Sunday 18 September 2022

Call It Sleep, Henry Roth, 1934

Aristotle’s assertion that “poetic language must appear strange and wonderful” has been taken up and reworked time and again by theorists and writers as varied as the English Romantics and the Russian Formalists. Viktor Shklovsky, in “Art as Technique” writes, “the purpose of art is to impart the sensation of things as they are perceived and not as they are known. The technique of art is to make objects unfamiliar.”

Two things can be seen to follow from Shklovsky’s position: if perception is based on the interpretation of stimuli, physical and psychological, then any object, including the art object, can be rendered in completely unexpected ways. The onus is on the artist to juxtapose novel or conflicting ideas or images next to each other to create new ways of seeing something.

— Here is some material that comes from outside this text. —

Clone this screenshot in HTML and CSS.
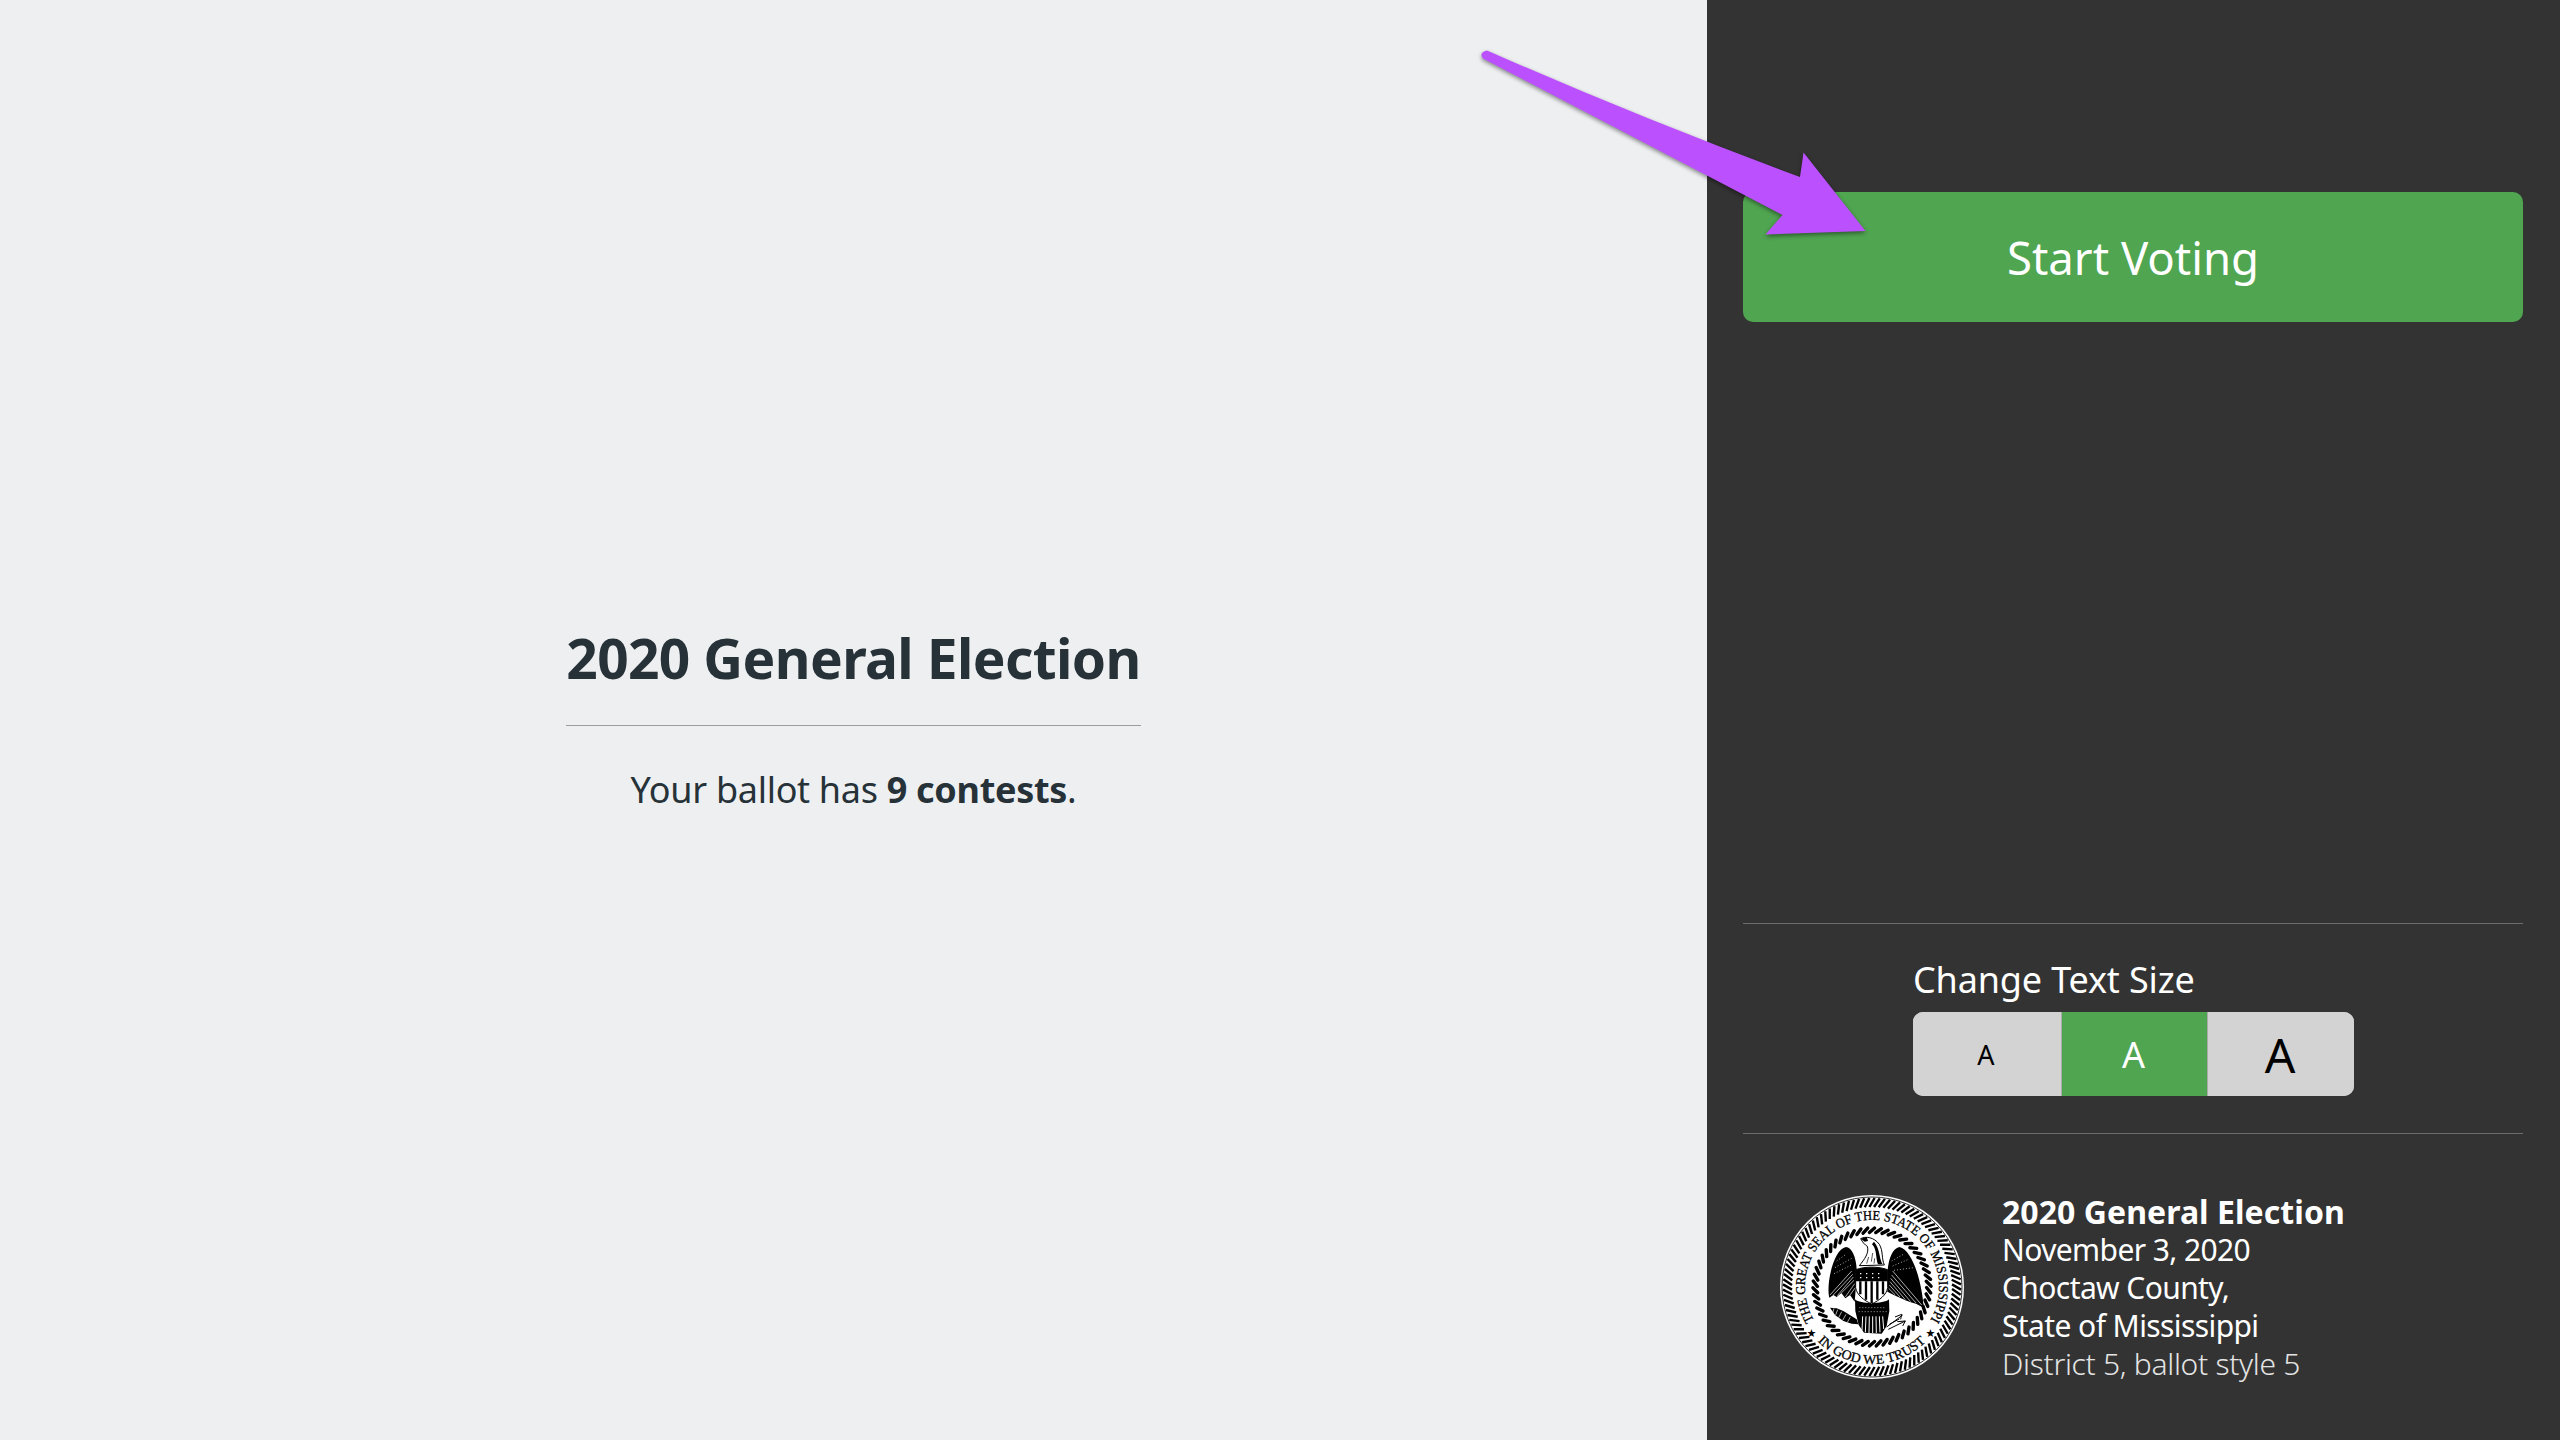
FILE: index.html
```html
<!DOCTYPE html>
<html lang="en">
<head>
<meta charset="utf-8">
<title>2020 General Election</title>
<link rel="stylesheet" href="styles.css">
</head>
<body>
<div class="app">
  <main class="intro">
    <div class="intro-inner">
      <h1 class="intro-title">2020 General Election</h1>
      <hr class="intro-rule">
      <p class="intro-text">Your ballot has <strong>9 contests</strong>.</p>
    </div>
  </main>
  <aside class="side">
    <button class="start">Start Voting</button>
    <div class="side-fill"></div>
    <hr class="side-rule">
    <section class="size-section">
      <div class="size-wrap">
        <div class="size-label">Change Text Size</div>
        <div class="size-group">
          <button class="size-btn size-s">A</button>
          <button class="size-btn size-m active">A</button>
          <button class="size-btn size-l">A</button>
        </div>
      </div>
    </section>
    <hr class="side-rule">
    <footer class="info">
      <svg class="seal" viewBox="0 0 184 184" aria-label="Seal of Mississippi">
        <defs>
          <g id="o1"><line x1="-2.6" y1="-80" x2="2.6" y2="-89" class="rope-o"/></g>
          <g id="o3"><use href="#o1"/><use href="#o1" transform="rotate(3.333)"/><use href="#o1" transform="rotate(6.667)"/></g>
          <g id="o9"><use href="#o3"/><use href="#o3" transform="rotate(10)"/><use href="#o3" transform="rotate(20)"/></g>
          <g id="o27"><use href="#o9"/><use href="#o9" transform="rotate(30)"/><use href="#o9" transform="rotate(60)"/></g>
          <g id="i1"><line x1="-2.6" y1="-54.5" x2="2.6" y2="-59" class="rope-i"/></g>
          <g id="i3"><use href="#i1"/><use href="#i1" transform="rotate(6.667)"/><use href="#i1" transform="rotate(13.333)"/></g>
          <g id="i9"><use href="#i3"/><use href="#i3" transform="rotate(20)"/><use href="#i3" transform="rotate(40)"/></g>
          <g id="i27"><use href="#i9"/><use href="#i9" transform="rotate(60)"/><use href="#i9" transform="rotate(120)"/></g>
          <path id="arc-top" d="M34 125.500 A67 67 0 1 1 150 125.500"/>
          <path id="arc-bot" d="M37.600 146.400 A77 77 0 0 0 146.400 146.400"/>
        </defs>
        <circle cx="92" cy="92" r="92" class="seal-disc"/>
        <circle cx="92" cy="92" r="90" class="seal-ring"/>
        <g transform="translate(92 92)">
          <use href="#o27"/><use href="#o27" transform="rotate(90)"/><use href="#o27" transform="rotate(180)"/><use href="#o27" transform="rotate(270)"/>
          <use href="#i27"/><use href="#i27" transform="rotate(180)"/>
        </g>
        <text class="seal-text"><textPath href="#arc-top" textLength="280" lengthAdjust="spacingAndGlyphs">THE GREAT SEAL OF THE STATE OF MISSISSIPPI</textPath></text>
        <text class="seal-text"><textPath href="#arc-bot" textLength="120" lengthAdjust="spacingAndGlyphs">IN GOD WE TRUST</textPath></text>
        <text class="seal-star" x="26.500" y="142">★</text>
        <text class="seal-star" x="145.500" y="142">★</text>
        <g transform="translate(92 92) scale(.3333) translate(-396 -348)">
          <path class="e-b" d="M318 228C334 228 349 258 350 295L348 345L344 392L330 372L316 382L304 366L290 378L280 372L268 380C258 345 278 236 318 228Z"/>
          <path class="e-b" d="M478 228C458 232 446 262 443 298L442 362L466 374L480 380L496 388L512 394L528 398L551 410C548 350 522 238 478 228Z"/>
          <path class="e-w" d="M335 300L270 372M338 310L280 372M340 318L292 374M342 328L304 366M344 338L316 378M346 350L330 372M458 300L545 402M455 312L528 396M452 322L512 392M450 332L496 386M448 342L480 378M446 352L466 372"/>
          <path class="e-spk" d="M290 270L318 250M285 290L335 262M282 308L338 280M455 270L490 250M458 285L505 265M462 298L520 290"/>
          <path class="e-head" d="M362 203C376 195 402 198 418 220C430 240 424 262 433 282L358 284C374 264 388 246 382 226C375 222 367 213 362 203Z"/>
          <path class="e-b" d="M362 203L380 198L384 210L374 212Z"/>
          <path class="e-b" d="M402 212C420 232 417 262 428 280L414 280C406 260 412 236 396 220Z"/>
          <path class="e-neck" d="M398 246L394 272M386 258L380 278M404 262L402 278"/>
          <path class="e-b" d="M345 385C360 400 430 400 447 385L448 420L440 465L425 488L372 485L356 462L346 420Z"/>
          <path class="e-shield" d="M347 296C375 286 415 286 443 296V350C440 372 418 388 395 399C372 388 350 372 347 350Z"/>
          <path class="e-b" d="M347 296C375 286 415 286 443 296V331H347Z"/>
          <path class="e-stripes" d="M361 331V370M378 331V386M395 331V397M412 331V386M429 331V370"/>
          <path class="e-dots" d="M360 308H432M360 320H432"/>
          <path class="e-w2" d="M368 436L366 478M378 436L376 484M388 436L387 486M398 436V486M408 436L409 486M418 436L420 484M428 436L431 474"/>
          <path class="e-spk" d="M358 410H436M356 422H440"/>
          <path class="e-b" d="M270 410L290 412L310 420L350 445L355 460L335 458L310 450L285 432Z"/>
          <path class="e-w" d="M282 412L278 426M293 416L287 432M305 422L296 440M318 430L308 448M331 438L322 454"/>
          <path class="e-arrow" d="M440 468L488 432M445 475L496 450M448 460L478 444M465 438L485 430L482 445M472 452L496 450L488 465"/>
        </g>
      </svg>
      <div class="info-text">
        <div class="info-title">2020 General Election</div>
        <div class="info-line">November 3, 2020</div>
        <div class="info-line">Choctaw County,</div>
        <div class="info-line">State of Mississippi</div>
        <div class="info-line info-dim">District 5, ballot style 5</div>
      </div>
    </footer>
  </aside>
</div>
<svg class="arrow" viewBox="0 0 2560 1440" aria-hidden="true">
  <path class="arrow-shape" d="M1487 50.500Q1640 118 1800 177L1803.500 152.500L1865.500 231L1765.500 234.500L1782.500 215Q1620 130 1483 58.500Q1478.500 52.500 1487 50.500Z"/>
</svg>
</body>
</html>
```

FILE: styles.css
```css
* { box-sizing: border-box; }
html, body { margin: 0; height: 100%; }
body { font-family: "Noto Sans", "Open Sans", sans-serif; color: #263238; background: #eeeff1; overflow: hidden; }
.app { display: flex; width: 2560px; height: 1440px; }

.intro { width: 1707px; display: flex; align-items: center; justify-content: center; padding-bottom: 5px; }
.intro-inner { width: 575px; display: flex; flex-direction: column; align-items: center; }
.intro-title { margin: 0; font-size: 55px; line-height: 72px; font-weight: 700; letter-spacing: -.62px; white-space: nowrap; color: #263238; }
.intro-rule { width: 100%; margin: 31px 0 40px; border: 0; border-top: 1px solid #9a9c9f; }
.intro-text { margin: 0; font-size: 36px; line-height: 48px; font-weight: 400; letter-spacing: -.3px; white-space: nowrap; }
.intro-text strong { font-weight: 700; }

.side { width: 853px; background: #333; color: #fff; padding: 192px 37px 0 36px; display: flex; flex-direction: column; }
.start { height: 130px; border: 0; border-radius: 10px; padding: 2px 0 0; background: #50a551; color: #fff; font: 400 45.5px/1 "Noto Sans", sans-serif; flex: none; }
.side-fill { height: 601px; flex: none; }
.side-rule { width: 100%; margin: 0; border: 0; border-top: 1px solid #6d6d6d; flex: none; }

.size-section { height: 209px; display: flex; justify-content: center; flex: none; padding-left: 1px; }
.size-wrap { width: 441px; padding-top: 24px; }
.size-label { font-size: 36px; line-height: 64px; letter-spacing: -.15px; white-space: nowrap; }
.size-group { display: flex; height: 84px; border-radius: 10px; overflow: hidden; background: #d3d3d3; }
.size-btn { border: 0; padding: 0 2px 0 0; background: #d3d3d3; color: #000; font-family: "Noto Sans", sans-serif; border-left: 1px solid #aaa; }
.size-btn:first-child { border-left: 0; }
.size-s { font-size: 27px; flex: 0 0 148px; }
.size-m { font-size: 36px; flex: 0 0 146px; }
.size-l { font-size: 48px; flex: 0 0 147px; }
.size-btn.active { background: #50a551; color: #fff; }

.info { display: flex; align-items: center; gap: 38px; padding: 56px 0 0 37px; }
.seal { width: 184px; height: 184px; flex: none; }
.seal-disc { fill: #fff; }
.seal-ring { fill: none; stroke: #000; stroke-width: .8; }
.rope-o { stroke: #000; stroke-width: 2.4; }
.rope-i { stroke: #000; stroke-width: 3.4; stroke-linecap: round; }
.seal-text { font-family: "Liberation Serif", serif; font-size: 13.500px; fill: #000; stroke: #000; stroke-width: .3; }
.seal-star { font-family: "DejaVu Sans", sans-serif; font-size: 11px; fill: #000; }
.e-b { fill: #000; }
.e-w { fill: none; stroke: #fff; stroke-width: 2; }
.e-w2 { fill: none; stroke: #fff; stroke-width: 3; }
.e-spk { fill: none; stroke: #fff; stroke-width: 2; stroke-dasharray: 3 6; }
.e-head { fill: #fff; stroke: #000; stroke-width: 3; }
.e-neck { fill: none; stroke: #000; stroke-width: 2; }
.e-shield { fill: #fff; stroke: #000; stroke-width: 3; }
.e-stripes { fill: none; stroke: #000; stroke-width: 7; }
.e-dots { fill: none; stroke: #fff; stroke-width: 4; stroke-dasharray: 4 14; }
.e-arrow { fill: none; stroke: #000; stroke-width: 3; }

.info-text { margin-top: 3px; font-size: 30px; line-height: 38px; letter-spacing: -.6px; white-space: nowrap; }
.info-title { font-size: 32px; font-weight: 700; letter-spacing: .05px; }
.info-dim { font-weight: 300; color: #e4e4e4; letter-spacing: -.3px; }

.arrow { position: absolute; left: 0; top: 0; width: 2560px; height: 1440px; pointer-events: none; }
.arrow-shape { fill: #bb50ff; filter: drop-shadow(0 2px 2px rgba(0,0,0,.45)); }
```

And the art object, product of a decontextualizing, defamiliarizing project, will elicit a multitude of responses, often initially of surprise or incomprehension. The audience expects to understand the art work but the comprehension is often momentarily — and deliberately — delayed.

Henry Roth’s dense, poetic first novel, “Call It Sleep”, published in 1934, makes ample but judicious use of techniques that bring about “defamiliarizing” sensations in the reader. 

The quote I have chosen to demonstrate my proposal comes from the prologue. And while this section is written by an omniscient, third person narrator and the remainder of the story is told through the eyes of the child/protagonist, David Schearl, startling or dramatic tropes used to describe the immigrant experience in New York city at the turn of the twentieth century are present throughout the text.

I have selected a short, four sentence description of the Statue of Liberty with which to show how Roth works language to create feelings that are unsettling.

“And before them, rising on her high pedestal from the scaling swarmy brilliance of sunlit water to the west, Liberty. The spinning disk of the late afternoon sun slanted behind her, and to those on board who gazed, her features were charred with shadow, her depths exhausted, her masses ironed to one single plane. Against the luminous sky the rays of her halo were spikes of darkness rowling the air; shadow flattened the torch she bore to a black cross against flawless light - the blackened hilt of a broken sword. Liberty. The child and mother stared again at the massive figure in wonder.”

To achieve defamiliarization Roth creates unusual, startling metaphors - the flame is a “black cross”, a “broken sword”; the rays of the statue’s halo are “spikes” that are “roweling the air”. 

He uses the language of violence to describe what he sees and perhaps what he feels about the statue - she is “charred”, “exhausted”, “ironed”, “flattened”. She is almost two-dimensional. The backdrop is also monochromatic: the sun has slanted behind Liberty  and the people on board the ship experience her as “shadowed”, “dark” and “blackened”.

A black cross has negative religious connotations. A broken sword signifies defeat. A rowel is sharp. These are unusual and unsettling initial images of the symbol that represents a land of opportunity, one that offers freedom. Feelings of menace and precarity are described in similar fashion throughout the book making it a truly dark novel.

“Call it Sleep” is also a marvel: it is the first novel of a young man who has written a Joycean-inspired story that has become a classic of American literature.